- _Entries provided_:
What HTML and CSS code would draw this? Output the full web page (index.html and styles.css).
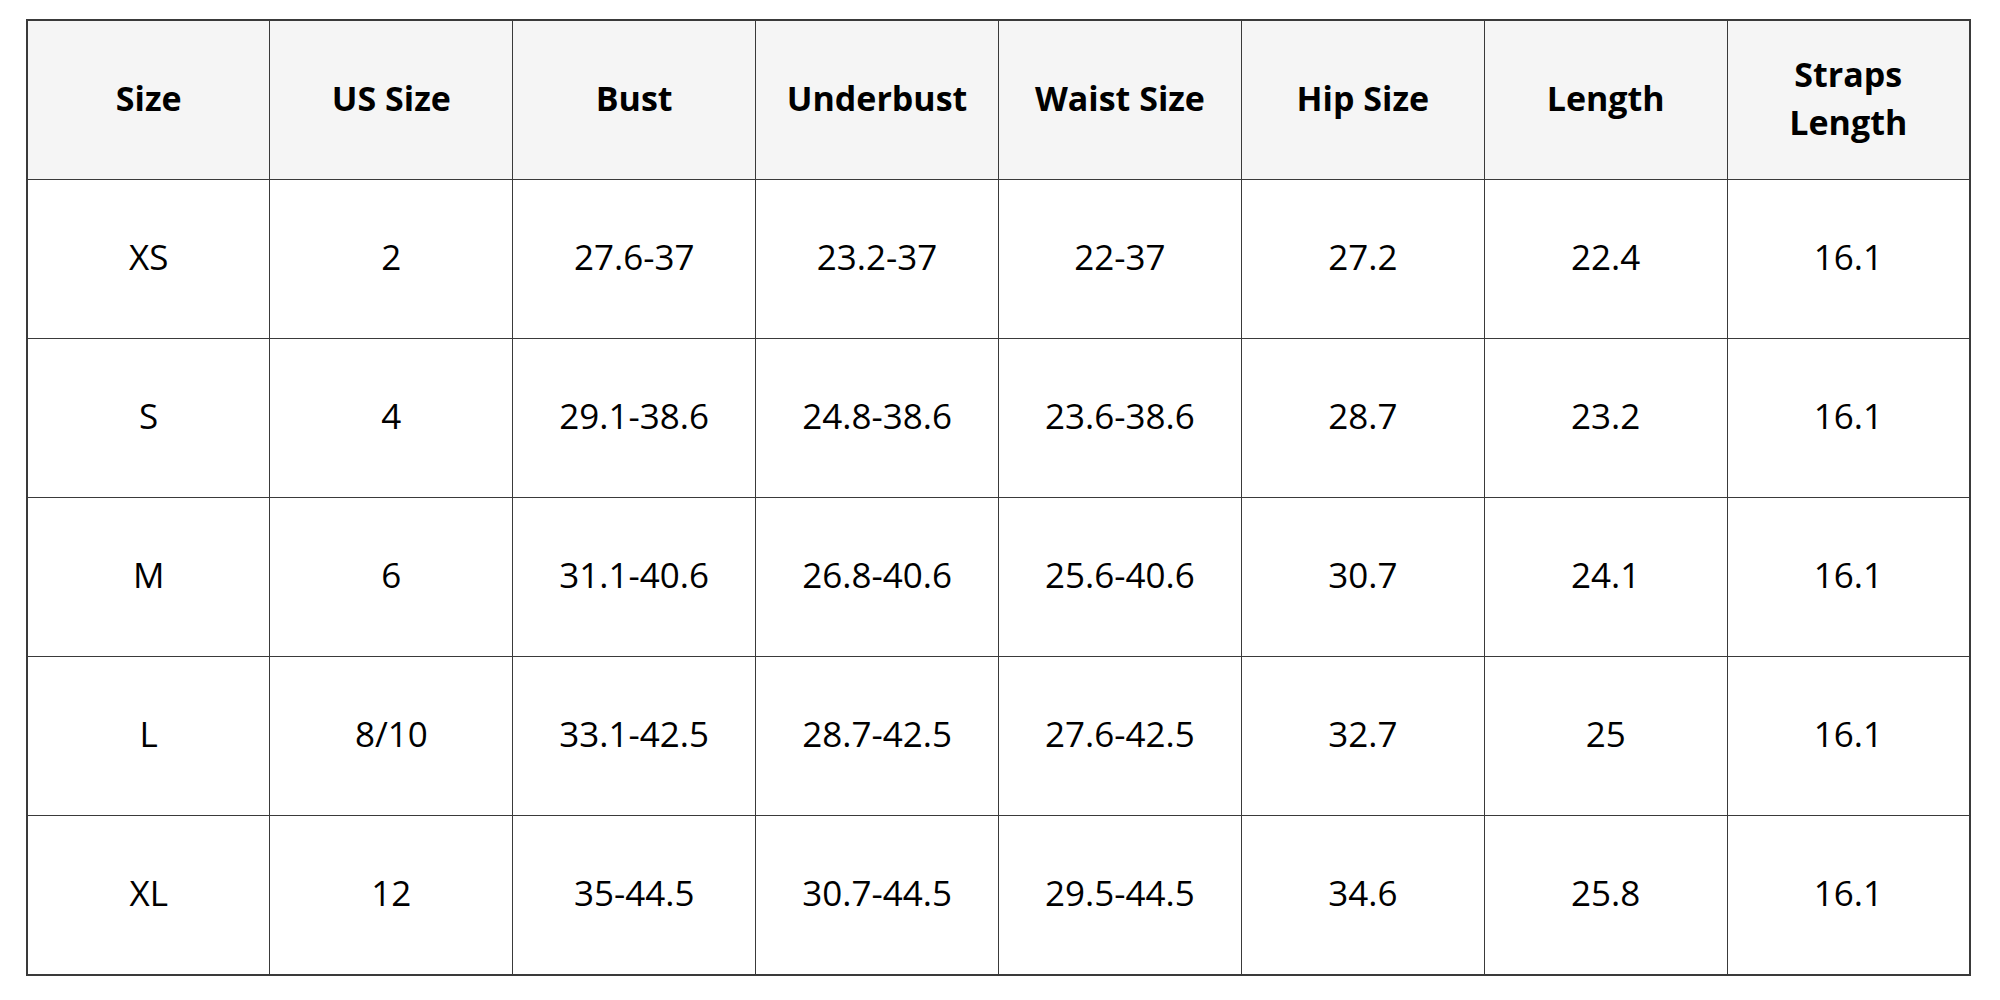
FILE: index.html
```html
<!DOCTYPE html>
<html>
<head>
<meta charset="utf-8">
<link rel="stylesheet" href="styles.css">
</head>
<body>
<div class="page">
<table class="chart">
<thead>
<tr><th>Size</th><th>US Size</th><th>Bust</th><th>Underbust</th><th>Waist Size</th><th>Hip Size</th><th>Length</th><th>Straps<br>Length</th></tr>
</thead>
<tbody>
<tr><td>XS</td><td>2</td><td>27.6-37</td><td>23.2-37</td><td>22-37</td><td>27.2</td><td>22.4</td><td>16.1</td></tr>
<tr><td>S</td><td>4</td><td>29.1-38.6</td><td>24.8-38.6</td><td>23.6-38.6</td><td>28.7</td><td>23.2</td><td>16.1</td></tr>
<tr><td>M</td><td>6</td><td>31.1-40.6</td><td>26.8-40.6</td><td>25.6-40.6</td><td>30.7</td><td>24.1</td><td>16.1</td></tr>
<tr><td>L</td><td>8/10</td><td>33.1-42.5</td><td>28.7-42.5</td><td>27.6-42.5</td><td>32.7</td><td>25</td><td>16.1</td></tr>
<tr><td>XL</td><td>12</td><td>35-44.5</td><td>30.7-44.5</td><td>29.5-44.5</td><td>34.6</td><td>25.8</td><td>16.1</td></tr>
</tbody>
</table>
</div>
</body>
</html>
```

FILE: styles.css
```css
html, body {
  margin: 0;
  padding: 0;
  background: #ffffff;
}
.page {
  padding: 19px 0 0 26px;
}
.chart {
  width: 1945px;
  table-layout: fixed;
  border-collapse: collapse;
  border: 2px solid #3a3a3a;
  font-family: "Open Sans", "Noto Sans", sans-serif;
  color: #000;
}
.chart th,
.chart td {
  border: 1px solid #3a3a3a;
  height: 153px;
  padding: 0 0 5px 0;
  text-align: center;
  vertical-align: middle;
}
.chart th {
  background: #f5f5f5;
  font-size: 34px;
  font-weight: 700;
  line-height: 48px;
}
.chart td {
  font-size: 35px;
  font-weight: 400;
}
```
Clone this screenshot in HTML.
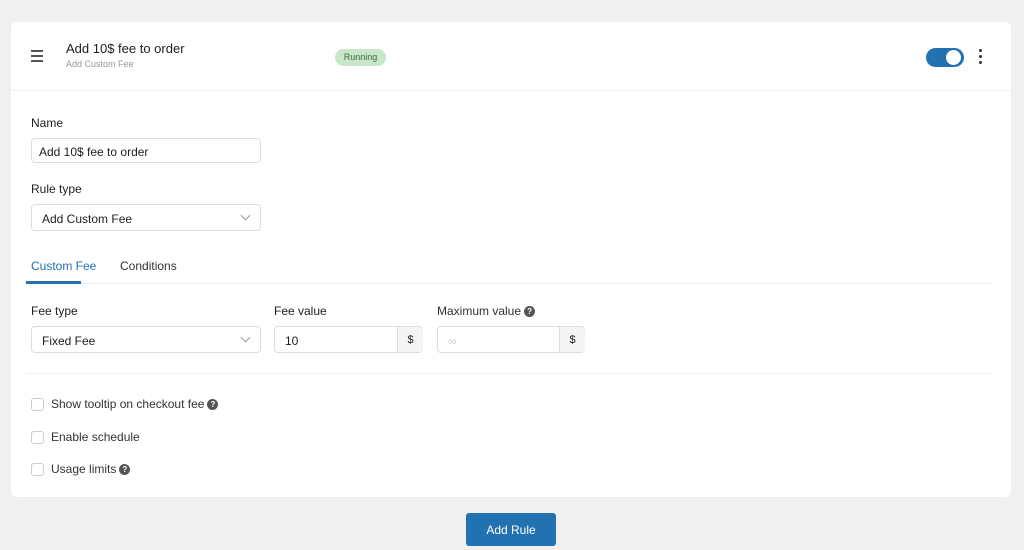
<!DOCTYPE html>
<html><head><style>
body{margin:0;width:1024px;height:550px;background:#f0f0f1;font-family:"Liberation Sans",sans-serif;position:relative;overflow:hidden;color:#1e1e1e}
.a{position:absolute}
.card{left:11px;top:22px;width:1000px;height:475px;background:#fff;border-radius:6px}
.lbl{font-size:12px;color:#1e1e1e}
.inp{border:1px solid #ddd;border-radius:4px;box-sizing:border-box;font-size:12px;background:#fff}
.cb{width:13px;height:13px;border:1px solid #ccc;border-radius:3px;box-sizing:border-box}
.q{display:inline-block;width:11px;height:11px;border-radius:50%;background:#555;color:#fff;font-size:8px;font-weight:bold;text-align:center;line-height:11px;vertical-align:1px;margin-left:3px}
.chev{width:6px;height:6px;border-right:1px solid #999;border-bottom:1px solid #999;transform:rotate(45deg)}
.dol{width:25px;height:25px;background:#f5f5f5;border-left:1px solid #ddd;font-size:11px;text-align:center;line-height:27px;border-radius:0 4px 4px 0}
</style></head><body>
<div class="a card"></div>
<div class="a" style="left:31px;top:50px;width:12px;height:2px;background:#555;box-shadow:0 5px 0 #555,0 10px 0 #555"></div>
<div class="a" style="left:66px;top:41px;font-size:13px">Add 10$ fee to order</div>
<div class="a" style="left:66px;top:59px;font-size:9px;color:#999">Add Custom Fee</div>
<div class="a" style="left:335px;top:49px;width:51px;height:17px;background:#c8e6c9;border-radius:9px;font-size:9px;color:#3c6e3c;text-align:center;line-height:17px">Running</div>
<div class="a" style="left:926px;top:48px;width:38px;height:19px;background:#2271b1;border-radius:10px"></div>
<div class="a" style="left:946px;top:50px;width:15px;height:15px;background:#fff;border-radius:50%"></div>
<div class="a" style="left:979px;top:49px;width:3px;height:3px;background:#333;border-radius:50%;box-shadow:0 6px 0 #333,0 12px 0 #333"></div>
<div class="a" style="left:11px;top:90px;width:1000px;height:1px;background:#eee"></div>
<div class="a lbl" style="left:31px;top:116px">Name</div>
<div class="a inp" style="left:31px;top:138px;width:230px;height:25px;padding:6px 7px">Add 10$ fee to order</div>
<div class="a lbl" style="left:31px;top:182px">Rule type</div>
<div class="a inp" style="left:31px;top:204px;width:230px;height:27px;padding:7px 10px">Add Custom Fee</div>
<div class="a chev" style="left:242px;top:212px"></div>
<div class="a" style="left:31px;top:259px;font-size:12px;color:#2271b1">Custom Fee</div>
<div class="a" style="left:120px;top:259px;font-size:12px;color:#333">Conditions</div>
<div class="a" style="left:31px;top:283px;width:961px;height:1px;background:#eee"></div>
<div class="a" style="left:26px;top:281px;width:55px;height:3px;background:#2271b1"></div>
<div class="a lbl" style="left:31px;top:304px">Fee type</div>
<div class="a lbl" style="left:274px;top:304px">Fee value</div>
<div class="a lbl" style="left:437px;top:304px;color:#333">Maximum value<span class="q">?</span></div>
<div class="a inp" style="left:31px;top:326px;width:230px;height:27px;padding:7px 10px">Fixed Fee</div>
<div class="a chev" style="left:242px;top:334px"></div>
<div class="a inp" style="left:274px;top:326px;width:149px;height:27px;padding:7px 10px">10</div>
<div class="a dol" style="left:397px;top:327px">$</div>
<div class="a inp" style="left:437px;top:326px;width:148px;height:27px;padding:7px 10px;color:#ccc">∞</div>
<div class="a dol" style="left:559px;top:327px">$</div>
<div class="a" style="left:26px;top:373px;width:966px;height:1px;background:#eee"></div>
<div class="a cb" style="left:31px;top:398px"></div>
<div class="a lbl" style="left:51px;top:397px;color:#333">Show tooltip on checkout fee<span class="q">?</span></div>
<div class="a cb" style="left:31px;top:431px"></div>
<div class="a lbl" style="left:51px;top:430px;color:#333">Enable schedule</div>
<div class="a cb" style="left:31px;top:463px"></div>
<div class="a lbl" style="left:51px;top:462px;color:#333">Usage limits<span class="q">?</span></div>
<div class="a" style="left:466px;top:513px;width:90px;height:33px;background:#2271b1;border-radius:3px;color:#fff;font-size:12px;text-align:center;line-height:35px">Add Rule</div>
</body></html>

- _Problem to solve_: Copy the entries above faithfully and omit every image.

- _Result of the task_:
What HTML and CSS code would draw this? Output the full web page (index.html and styles.css).
FILE: index.html
```html
<!DOCTYPE html>
<html>
<head>
<meta charset="utf-8">
<link rel="stylesheet" href="styles.css">
</head>
<body>
<div class="page">
<table class="chart">
<thead>
<tr><th>Size</th><th>US Size</th><th>Bust</th><th>Underbust</th><th>Waist Size</th><th>Hip Size</th><th>Length</th><th>Straps<br>Length</th></tr>
</thead>
<tbody>
<tr><td>XS</td><td>2</td><td>27.6-37</td><td>23.2-37</td><td>22-37</td><td>27.2</td><td>22.4</td><td>16.1</td></tr>
<tr><td>S</td><td>4</td><td>29.1-38.6</td><td>24.8-38.6</td><td>23.6-38.6</td><td>28.7</td><td>23.2</td><td>16.1</td></tr>
<tr><td>M</td><td>6</td><td>31.1-40.6</td><td>26.8-40.6</td><td>25.6-40.6</td><td>30.7</td><td>24.1</td><td>16.1</td></tr>
<tr><td>L</td><td>8/10</td><td>33.1-42.5</td><td>28.7-42.5</td><td>27.6-42.5</td><td>32.7</td><td>25</td><td>16.1</td></tr>
<tr><td>XL</td><td>12</td><td>35-44.5</td><td>30.7-44.5</td><td>29.5-44.5</td><td>34.6</td><td>25.8</td><td>16.1</td></tr>
</tbody>
</table>
</div>
</body>
</html>
```

FILE: styles.css
```css
html, body {
  margin: 0;
  padding: 0;
  background: #ffffff;
}
.page {
  padding: 19px 0 0 26px;
}
.chart {
  width: 1945px;
  table-layout: fixed;
  border-collapse: collapse;
  border: 2px solid #3a3a3a;
  font-family: "Open Sans", "Noto Sans", sans-serif;
  color: #000;
}
.chart th,
.chart td {
  border: 1px solid #3a3a3a;
  height: 153px;
  padding: 0 0 5px 0;
  text-align: center;
  vertical-align: middle;
}
.chart th {
  background: #f5f5f5;
  font-size: 34px;
  font-weight: 700;
  line-height: 48px;
}
.chart td {
  font-size: 35px;
  font-weight: 400;
}
```
Clone this screenshot in HTML.
<!DOCTYPE html>
<html><head><style>
body{margin:0;width:1024px;height:550px;background:#f0f0f1;font-family:"Liberation Sans",sans-serif;position:relative;overflow:hidden;color:#1e1e1e}
.a{position:absolute}
.card{left:11px;top:22px;width:1000px;height:475px;background:#fff;border-radius:6px}
.lbl{font-size:12px;color:#1e1e1e}
.inp{border:1px solid #ddd;border-radius:4px;box-sizing:border-box;font-size:12px;background:#fff}
.cb{width:13px;height:13px;border:1px solid #ccc;border-radius:3px;box-sizing:border-box}
.q{display:inline-block;width:11px;height:11px;border-radius:50%;background:#555;color:#fff;font-size:8px;font-weight:bold;text-align:center;line-height:11px;vertical-align:1px;margin-left:3px}
.chev{width:6px;height:6px;border-right:1px solid #999;border-bottom:1px solid #999;transform:rotate(45deg)}
.dol{width:25px;height:25px;background:#f5f5f5;border-left:1px solid #ddd;font-size:11px;text-align:center;line-height:27px;border-radius:0 4px 4px 0}
</style></head><body>
<div class="a card"></div>
<div class="a" style="left:31px;top:50px;width:12px;height:2px;background:#555;box-shadow:0 5px 0 #555,0 10px 0 #555"></div>
<div class="a" style="left:66px;top:41px;font-size:13px">Add 10$ fee to order</div>
<div class="a" style="left:66px;top:59px;font-size:9px;color:#999">Add Custom Fee</div>
<div class="a" style="left:335px;top:49px;width:51px;height:17px;background:#c8e6c9;border-radius:9px;font-size:9px;color:#3c6e3c;text-align:center;line-height:17px">Running</div>
<div class="a" style="left:926px;top:48px;width:38px;height:19px;background:#2271b1;border-radius:10px"></div>
<div class="a" style="left:946px;top:50px;width:15px;height:15px;background:#fff;border-radius:50%"></div>
<div class="a" style="left:979px;top:49px;width:3px;height:3px;background:#333;border-radius:50%;box-shadow:0 6px 0 #333,0 12px 0 #333"></div>
<div class="a" style="left:11px;top:90px;width:1000px;height:1px;background:#eee"></div>
<div class="a lbl" style="left:31px;top:116px">Name</div>
<div class="a inp" style="left:31px;top:138px;width:230px;height:25px;padding:6px 7px">Add 10$ fee to order</div>
<div class="a lbl" style="left:31px;top:182px">Rule type</div>
<div class="a inp" style="left:31px;top:204px;width:230px;height:27px;padding:7px 10px">Add Custom Fee</div>
<div class="a chev" style="left:242px;top:212px"></div>
<div class="a" style="left:31px;top:259px;font-size:12px;color:#2271b1">Custom Fee</div>
<div class="a" style="left:120px;top:259px;font-size:12px;color:#333">Conditions</div>
<div class="a" style="left:31px;top:283px;width:961px;height:1px;background:#eee"></div>
<div class="a" style="left:26px;top:281px;width:55px;height:3px;background:#2271b1"></div>
<div class="a lbl" style="left:31px;top:304px">Fee type</div>
<div class="a lbl" style="left:274px;top:304px">Fee value</div>
<div class="a lbl" style="left:437px;top:304px;color:#333">Maximum value<span class="q">?</span></div>
<div class="a inp" style="left:31px;top:326px;width:230px;height:27px;padding:7px 10px">Fixed Fee</div>
<div class="a chev" style="left:242px;top:334px"></div>
<div class="a inp" style="left:274px;top:326px;width:149px;height:27px;padding:7px 10px">10</div>
<div class="a dol" style="left:397px;top:327px">$</div>
<div class="a inp" style="left:437px;top:326px;width:148px;height:27px;padding:7px 10px;color:#ccc">∞</div>
<div class="a dol" style="left:559px;top:327px">$</div>
<div class="a" style="left:26px;top:373px;width:966px;height:1px;background:#eee"></div>
<div class="a cb" style="left:31px;top:398px"></div>
<div class="a lbl" style="left:51px;top:397px;color:#333">Show tooltip on checkout fee<span class="q">?</span></div>
<div class="a cb" style="left:31px;top:431px"></div>
<div class="a lbl" style="left:51px;top:430px;color:#333">Enable schedule</div>
<div class="a cb" style="left:31px;top:463px"></div>
<div class="a lbl" style="left:51px;top:462px;color:#333">Usage limits<span class="q">?</span></div>
<div class="a" style="left:466px;top:513px;width:90px;height:33px;background:#2271b1;border-radius:3px;color:#fff;font-size:12px;text-align:center;line-height:35px">Add Rule</div>
</body></html>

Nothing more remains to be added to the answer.